UK-focused real estate company Atlantic Leaf Properties, which is listed on the JSE, will cut its dividend payout to shareholders in a bid to lower debt and raise cash for acquisitions.
The company said on Monday it had trimmed its distribution guidance by 5% to 9.5p for its year to end-February, as it eyes both new industrial assets and a reduction in its loan-to-value ratio.
The group had previously said it expected full-year distribution of 10p, but had warned in October that this may be lowered. It had paid 9.3p in the year to end-February 2018.
The company, which had a loan-to-value of 48% as of its half-year to end-August, wants to reduce this measure gradually over the next five years.

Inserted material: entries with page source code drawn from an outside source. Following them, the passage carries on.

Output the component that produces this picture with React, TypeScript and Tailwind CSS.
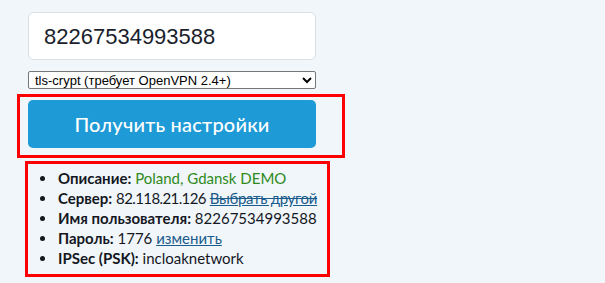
import React from "react";

const rows: { label: string; value: React.ReactNode }[] = [
  {
    label: "Описание:",
    value: <span className="text-[#2f8a1c]">Poland, Gdansk DEMO</span>,
  },
  {
    label: "Сервер:",
    value: (
      <>
        <span className="tracking-[-0.6px]">82.118.21.126</span>{" "}
        <a className="text-[#1c5c8c] [text-decoration-line:underline_line-through] decoration-[#1c5c8c] tracking-[-0.3px]">Выбрать другой</a>
      </>
    ),
  },
  { label: "Имя пользователя:", value: "82267534993588" },
  {
    label: "Пароль:",
    value: (
      <>
        1776 <a className="text-[#1c5c8c] underline">изменить</a>
      </>
    ),
  },
  { label: "IPSec (PSK):", value: "incloaknetwork" },
];

export default function App() {
  return (
    <div className="w-[605px] h-[283px] bg-[#f0f6fa] pt-[12px] overflow-hidden">
      <div className="ml-[28px] w-[288px] h-[48px] bg-white border border-[#dcdfe2] rounded-[6px] flex items-center px-[15px] text-[22px] text-[#1b1e2c] font-['Liberation_Sans',sans-serif]">
        82267534993588
      </div>
      <select
        className="block mt-[11px] ml-[28px] w-[288px] h-[18px] text-[13px] leading-[16px] font-['Liberation_Sans',sans-serif] bg-white border border-[#767676] rounded-[2px] text-black px-[2px]"
        defaultValue="tls-crypt"
      >
        <option value="tls-crypt">tls-crypt (требует OpenVPN 2.4+)</option>
      </select>
      <div className="mt-[5px] ml-[17px] w-[328px] h-[64px] border-[3px] border-[#ff0000] pt-[3px] pl-[8px]">
        <button className="w-[288px] h-[48px] bg-[#1e9ad6] rounded-[5px] text-white text-[20px] font-medium font-['Lato',sans-serif] tracking-[0.2px]">
          Получить настройки
        </button>
      </div>
      <div className="mt-[3px] ml-[25px] w-[305px] h-[116px] border-[3px] border-[#ff0000] pt-[4px]">
        <ul className="font-['Lato',sans-serif] text-[15px] leading-[20px] text-[#15171f]">
          {rows.map((r) => (
            <li key={r.label} className="flex items-center whitespace-nowrap">
              <span className="ml-[12px] mr-[13px] w-[5px] h-[5px] rounded-full bg-[#15171f] shrink-0" />
              <span>
                <b className="font-bold">{r.label}</b> {r.value}
              </span>
            </li>
          ))}
        </ul>
      </div>
    </div>
  );
}
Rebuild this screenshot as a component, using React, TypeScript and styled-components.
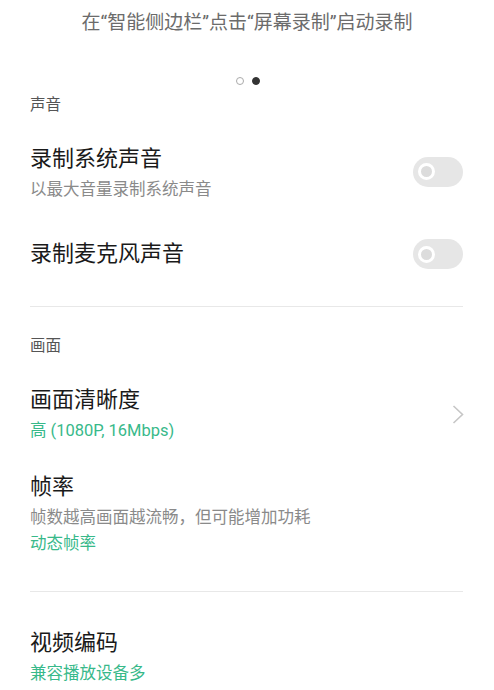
import React from 'react'
import styled, { createGlobalStyle } from 'styled-components'

const GlobalStyle = createGlobalStyle`
  html, body {
    margin: 0;
    padding: 0;
    background: #ffffff;
  }
  body {
    font-family: Roboto, "Noto Sans CJK SC", sans-serif;
    -webkit-font-smoothing: antialiased;
  }
`

const Page = styled.div`
  width: 494px;
  height: 690px;
  overflow: hidden;
  box-sizing: border-box;
  padding: 0 31px 0 30px;
  display: flex;
  flex-direction: column;
`

const Hint = styled.div`
  padding-top: 11px;
  font-size: 19px;
  line-height: 24px;
  color: #6b6b6b;
  text-align: center;
  margin: 0 -31px 0 -30px;
`

const Pager = styled.div`
  margin-top: 42px;
  display: flex;
  justify-content: center;
  gap: 8px;
  padding-left: 2px;
`

const Dot = styled.span<{ $active?: boolean }>`
  width: 8px;
  height: 8px;
  box-sizing: border-box;
  border-radius: 50%;
  border: 1px solid ${p => (p.$active ? '#333' : '#aaa')};
  background: ${p => (p.$active ? '#333' : 'transparent')};
`

const SectionLabel = styled.div<{ $top: number }>`
  margin-top: ${p => p.$top}px;
  font-size: 15.5px;
  line-height: 20px;
  color: #555;
`

const Row = styled.div<{ $top: number }>`
  margin-top: ${p => p.$top}px;
  display: flex;
  align-items: center;
  justify-content: space-between;
`

const TextBlock = styled.div`
  display: flex;
  flex-direction: column;
`

const Title = styled.div`
  font-size: 22px;
  line-height: 30px;
  color: #1a1a1a;
`

const Sub = styled.div<{ $accent?: boolean }>`
  font-size: 16.5px;
  line-height: 26px;
  color: ${p => (p.$accent ? '#38b98a' : '#8a8a8a')};
  ${Title} + & {
    margin-top: 3px;
  }
`

const Track = styled.div<{ $shift?: number }>`
  width: 50px;
  height: 30px;
  border-radius: 15px;
  background: #e6e6e6;
  display: flex;
  align-items: center;
  padding-left: 5px;
  box-sizing: border-box;
  flex-shrink: 0;
  margin-top: ${p => -(p.$shift ?? 0) * 2}px;
`

const Knob = styled.span`
  width: 17px;
  height: 17px;
  box-sizing: border-box;
  border-radius: 50%;
  border: 3px solid #ffffff;
  background: #dcdcdc;
`

const Divider = styled.div<{ $top: number }>`
  margin-top: ${p => p.$top}px;
  height: 1px;
  background: #e8e8e8;
`

const Chevron = () => (
  <svg width="12" height="19" viewBox="0 0 12 19" style={{ flexShrink: 0, marginRight: -1 }}>
    <polyline points="1.5,1 10.5,9.5 1.5,18" fill="none" stroke="#c6c6c6" strokeWidth="1.6" />
  </svg>
)

const Toggle = ({ shift }: { shift?: number }) => (
  <Track $shift={shift}>
    <Knob />
  </Track>
)

export default function App() {
  return (
    <>
      <GlobalStyle />
      <Page>
        <Hint>在“智能侧边栏”点击“屏幕录制”启动录制</Hint>
        <Pager>
          <Dot />
          <Dot $active />
        </Pager>

        <SectionLabel $top={10}>声音</SectionLabel>
        <Row $top={29}>
          <TextBlock>
            <Title>录制系统声音</Title>
            <Sub>以最大音量录制系统声音</Sub>
          </TextBlock>
          <Toggle shift={2} />
        </Row>
        <Row $top={36}>
          <TextBlock>
            <Title>录制麦克风声音</Title>
          </TextBlock>
          <Toggle />
        </Row>

        <Divider $top={37} />

        <SectionLabel $top={29}>画面</SectionLabel>
        <Row $top={29}>
          <TextBlock>
            <Title>画面清晰度</Title>
            <Sub $accent>高 (1080P, 16Mbps)</Sub>
          </TextBlock>
          <Chevron />
        </Row>
        <Row $top={28}>
          <TextBlock>
            <Title>帧率</Title>
            <Sub>帧数越高画面越流畅，但可能增加功耗</Sub>
            <Sub $accent>动态帧率</Sub>
          </TextBlock>
        </Row>

        <Divider $top={34} />

        <Row $top={36}>
          <TextBlock>
            <Title>视频编码</Title>
            <Sub $accent>兼容播放设备多</Sub>
          </TextBlock>
        </Row>
      </Page>
    </>
  )
}
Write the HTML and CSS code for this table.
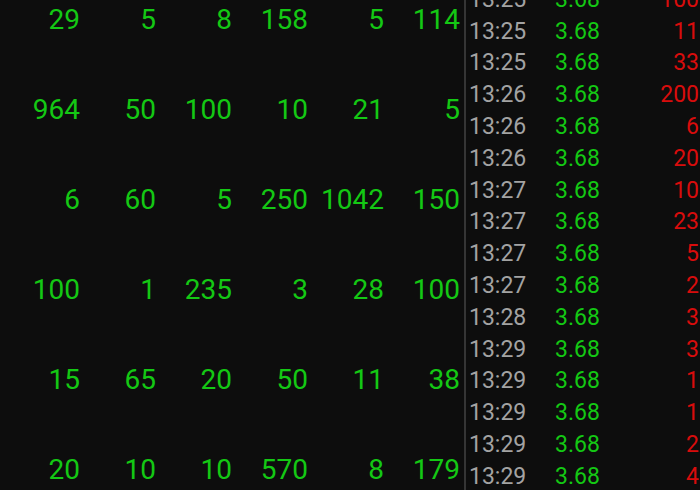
FILE: index.html
```html
<!DOCTYPE html>
<html>
<head>
<meta charset="utf-8">
<link rel="stylesheet" href="styles.css">
</head>
<body>
<div class="screen">
  <div class="orders">
    <div class="orow"><span>29</span><span>5</span><span>8</span><span>158</span><span>5</span><span>114</span></div>
    <div class="orow"><span>964</span><span>50</span><span>100</span><span>10</span><span>21</span><span>5</span></div>
    <div class="orow"><span>6</span><span>60</span><span>5</span><span>250</span><span>1042</span><span>150</span></div>
    <div class="orow"><span>100</span><span>1</span><span>235</span><span>3</span><span>28</span><span>100</span></div>
    <div class="orow"><span>15</span><span>65</span><span>20</span><span>50</span><span>11</span><span>38</span></div>
    <div class="orow"><span>20</span><span>10</span><span>10</span><span>570</span><span>8</span><span>179</span></div>
  </div>
  <div class="ticks">
    <div class="tick"><span class="time">13:25</span><span class="price">3.68</span><span class="vol">100</span></div>
    <div class="tick"><span class="time">13:25</span><span class="price">3.68</span><span class="vol">11</span></div>
    <div class="tick"><span class="time">13:25</span><span class="price">3.68</span><span class="vol">33</span></div>
    <div class="tick"><span class="time">13:26</span><span class="price">3.68</span><span class="vol">200</span></div>
    <div class="tick"><span class="time">13:26</span><span class="price">3.68</span><span class="vol">6</span></div>
    <div class="tick"><span class="time">13:26</span><span class="price">3.68</span><span class="vol">20</span></div>
    <div class="tick"><span class="time">13:27</span><span class="price">3.68</span><span class="vol">10</span></div>
    <div class="tick"><span class="time">13:27</span><span class="price">3.68</span><span class="vol">23</span></div>
    <div class="tick"><span class="time">13:27</span><span class="price">3.68</span><span class="vol">5</span></div>
    <div class="tick"><span class="time">13:27</span><span class="price">3.68</span><span class="vol">2</span></div>
    <div class="tick"><span class="time">13:28</span><span class="price">3.68</span><span class="vol">3</span></div>
    <div class="tick"><span class="time">13:29</span><span class="price">3.68</span><span class="vol">3</span></div>
    <div class="tick"><span class="time">13:29</span><span class="price">3.68</span><span class="vol">1</span></div>
    <div class="tick"><span class="time">13:29</span><span class="price">3.68</span><span class="vol">1</span></div>
    <div class="tick"><span class="time">13:29</span><span class="price">3.68</span><span class="vol">2</span></div>
    <div class="tick"><span class="time">13:29</span><span class="price">3.68</span><span class="vol">4</span></div>
  </div>
</div>
</body>
</html>
```
FILE: styles.css
```css
html, body {
  margin: 0;
  padding: 0;
  background: #0d0d0d;
  overflow: hidden;
}
body {
  width: 700px;
  height: 490px;
  font-family: Roboto, "Noto Sans", sans-serif;
}
.screen {
  display: flex;
  height: 490px;
  overflow: hidden;
}
.orders {
  width: 466px;
  flex: none;
  box-sizing: border-box;
  padding-left: 5px;
  border-right: 2px solid #353535;
  margin-top: -26px;
}
.orow {
  display: grid;
  grid-template-columns: repeat(6, 76px);
  height: 90px;
  align-items: center;
  color: #14c814;
  font-size: 28px;
}
.orow span {
  text-align: right;
  padding-right: 1px;
}
.ticks {
  flex: 1;
  margin-top: -16.5px;
}
.tick {
  display: flex;
  align-items: center;
  height: 31.8px;
  font-size: 23px;
  padding-left: 3px;
  padding-right: 1px;
}
.time {
  width: 86px;
  color: #a3a3a3;
}
.price {
  color: #14c814;
}
.vol {
  margin-left: auto;
  color: #d80c0c;
}
```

“UK property companies of a similar size tend to have loan-to-values of between 30% and 40%. As such, we want to bring ours down gradually and one method of doing this is to withhold some of our distribution income,” CEO Paul Leaf-Wright said.
Atlantic Leaf was performing well in the UK’s real estate market where, while retail assets were struggling, office and industrial assets were growing their rental rates healthily, he said.
The company announced on Monday that it had sold an industrial property in the UK for £34m (R663m) and will use most of the proceeds to pursue other industrial assets, while some will be used for debt.
Atlantic Leaf said the transaction would realise a profit of about £4.3m.
“This demonstrates a common theme in the current market where quality assets are achieving selling prices in excess of independent valuations,” the company said.